Records with interface code
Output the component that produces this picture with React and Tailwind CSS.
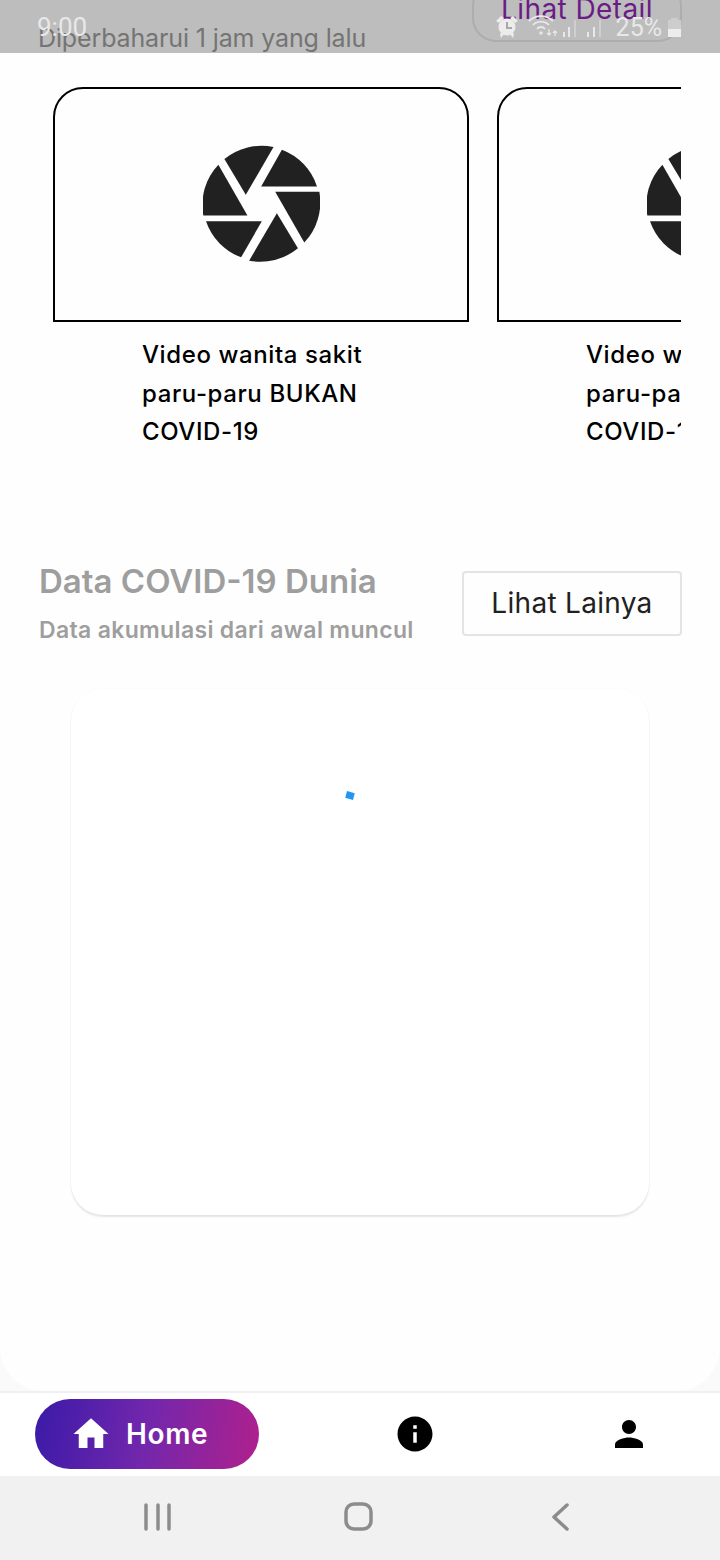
import React from "react";
import { MdHome, MdInfo, MdPerson } from "react-icons/md";

const font = { fontFamily: '"Inter", "Noto Sans", sans-serif' };

function Aperture() {
  return (
    <svg viewBox="69 46 350 350" className="w-[117px] h-[117px] -mt-[3px]" fill="#212121">
      <path d="M133 88A175 175 0 0 1 280 52L197 195Z" />
      <path d="M305 60A175 175 0 0 1 410 170H243Z" />
      <path d="M285 186H417A175 175 0 0 1 372 338Z" />
      <path d="M290 250L353 355A175 175 0 0 1 207 392Z" />
      <path d="M245 274L183 382A175 175 0 0 1 78 274Z" />
      <path d="M202 257H70A175 175 0 0 1 115 105Z" />
    </svg>
  );
}

function VideoCard() {
  return (
    <div className="w-[416px] shrink-0">
      <div className="h-[235px] border-2 border-black rounded-tl-[30px] rounded-tr-[30px] flex items-center justify-center">
        <Aperture />
      </div>
      <div className="pl-[89px] pt-[14px] text-[24px] leading-[38.5px] font-medium text-black tracking-[0.6px]">
        <div className="whitespace-nowrap">Video wanita sakit</div>
        <div className="whitespace-nowrap">paru-paru BUKAN</div>
        <div className="whitespace-nowrap">COVID-19</div>
      </div>
    </div>
  );
}

function StatusBar() {
  return (
    <div className="absolute top-0 left-0 w-[720px] h-[53px] flex justify-between pl-[37px] pr-[36px] text-[#e8e8e8]" style={{ fontFamily: '"Roboto", sans-serif' }}>
      <span className="text-[26px] leading-[55px]">9:00</span>
      <div className="flex items-start pt-[15px]">
        <svg width="24" height="24" viewBox="0 0 24 24" fill="#ececec">
          <circle cx="12" cy="12" r="8.500" />
          <path d="M1 6l5-5 3 2-5 5zM23 6l-5-5-3 2 5 5zM5 19l2-2 2 2-3 4zM19 19l-2-2-2 2 3 4z" />
          <path d="M11 7h2v5h4v2h-6z" fill="#a8a8a8" />
        </svg>
        <svg width="78" height="24" viewBox="0 0 78 24" fill="none" className="ml-[9px]">
          <path d="M1 6a17 17 0 0 1 24 0M5 10a11 11 0 0 1 16 0M9 14a5 5 0 0 1 8 0" stroke="#e8e8e8" strokeWidth="1.800" />
          <circle cx="13" cy="18" r="1.800" fill="#e8e8e8" />
          <path d="M21 14v6M19 18l2 2 2-2M27 21v-5M25 18l2-2 2 2" stroke="#e8e8e8" strokeWidth="1.300" />
          <path d="M35 17h2v5h-2zM40 12h2v10h-2z" fill="#e8e8e8" />
          <path d="M46 5h2v17h-2z" fill="#cfcfcf" />
          <path d="M59 17h2v5h-2zM65 12h2v10h-2z" fill="#e8e8e8" />
          <path d="M71 5h2v17h-2z" fill="#cfcfcf" />
        </svg>
        <span className="text-[25px] leading-[26px] ml-[10px]">25%</span>
        <svg width="15" height="24" viewBox="0 0 15 24" className="ml-[5px] mr-[2px]">
          <path d="M4 3h7v2h3v17H1V5h3z" fill="#cdcdcd" />
          <path d="M1 14h13v8H1z" fill="#ededed" />
        </svg>
      </div>
    </div>
  );
}

function SystemNav() {
  return (
    <div className="h-[84px] bg-[#f1f1f1] flex items-center justify-center relative">
      <svg width="720" height="84" viewBox="0 0 720 84" fill="none" stroke="#8c8c8c" strokeWidth="3.500" strokeLinecap="round" strokeLinejoin="round">
        <path d="M146 29v24M158 29v24M169 29v24" />
        <rect x="346" y="28" width="25" height="25" rx="8" />
        <path d="M567 29L554 41L567 53" />
      </svg>
    </div>
  );
}

export default function App() {
  return (
    <div className="relative w-[720px] h-[1560px] flex flex-col bg-[#fafafa] overflow-hidden" style={font}>
      <div className="h-[1391px] bg-[#fefefe] rounded-b-[44px] overflow-hidden flex flex-col">
        <div className="h-[53px] shrink-0 bg-[#bdbdbd] flex justify-between items-end overflow-hidden pl-[38px] pr-[38px]">
          <span className="text-[25px] leading-[30px] text-[#747474] whitespace-nowrap tracking-[-0.13px]">Diperbaharui 1 jam yang lalu</span>
          <div className="w-[210px] h-[60px] mb-[11px] shrink-0 rounded-[24px] border-2 border-[#adadad] flex items-end justify-center pb-[16px] text-[28px] leading-[30px] tracking-[0.4px] text-[#6a1b85]">
            Lihat Detail
          </div>
        </div>
        <div className="ml-[53px] w-[628px] mt-[34px] overflow-hidden flex gap-[28px]">
          <VideoCard />
          <VideoCard />
        </div>
        <div className="mt-[109px] pl-[39px] pr-[38px] flex justify-between items-start">
          <div>
            <div className="text-[33px] leading-[40px] font-semibold text-[#9e9e9e] whitespace-nowrap">Data COVID-19 Dunia</div>
            <div className="mt-[14px] text-[23px] leading-[30px] font-semibold tracking-[0.33px] text-[#9e9e9e] whitespace-nowrap">Data akumulasi dari awal muncul</div>
          </div>
          <div className="mt-[10px] w-[220px] h-[65px] border-2 border-[#e4e4e4] rounded-[4px] flex items-center justify-center text-[28px] tracking-[0.3px] text-[#212121]">
            Lihat Lainya
          </div>
        </div>
        <div className="mt-[44px] mx-[71px] h-[526px] bg-white rounded-[32px] shadow-[0_2px_2px_rgba(0,0,0,0.1),0_0_2px_rgba(0,0,0,0.03)] flex justify-center pt-[103px]">
          <div className="w-[8px] h-[7px] mr-[20px] bg-[#2196f3] rotate-[15deg]" />
        </div>
      </div>
      <div className="h-[85px] pb-[2px] border-t-2 border-[#f0f0f0] bg-white flex items-center pl-[35px]">
        <div className="w-[224px] h-[70px] rounded-[35px] bg-[linear-gradient(100deg,#3a1aa8_0%,#7327ac_50%,#b0208c_100%)] flex items-center pl-[35px] gap-[14px] text-white text-[28px] tracking-[0.6px] font-semibold">
          <MdHome size={42} className="shrink-0" />
          <span>Home</span>
        </div>
        <div className="ml-[135px] w-[42px] h-[42px] flex items-center justify-center">
          <MdInfo size={42} color="#000" />
        </div>
        <div className="ml-[172px] w-[42px] h-[42px] flex items-center justify-center">
          <MdPerson size={42} color="#000" />
        </div>
      </div>
      <SystemNav />
      <StatusBar />
    </div>
  );
}
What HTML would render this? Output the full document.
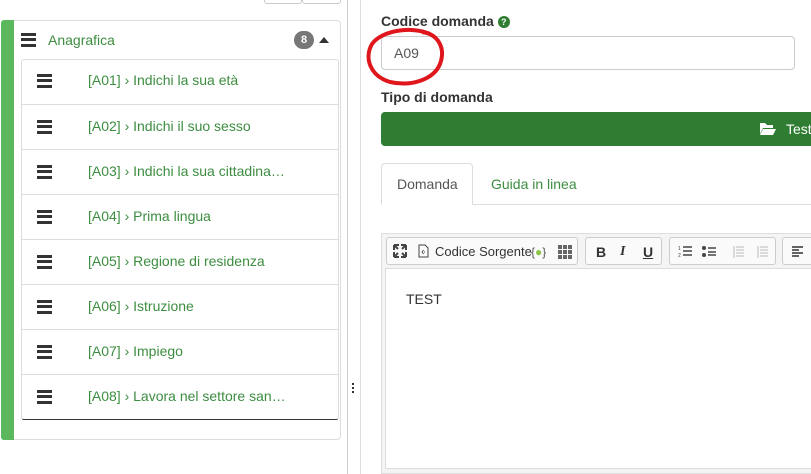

| EXERCISE AIM |
Pick each line holding the word "this" out of the listing.

| COMPLETED EXERCISE |
Output the component that produces this picture with React and Tailwind CSS.
What HTML would render this? Output the full document.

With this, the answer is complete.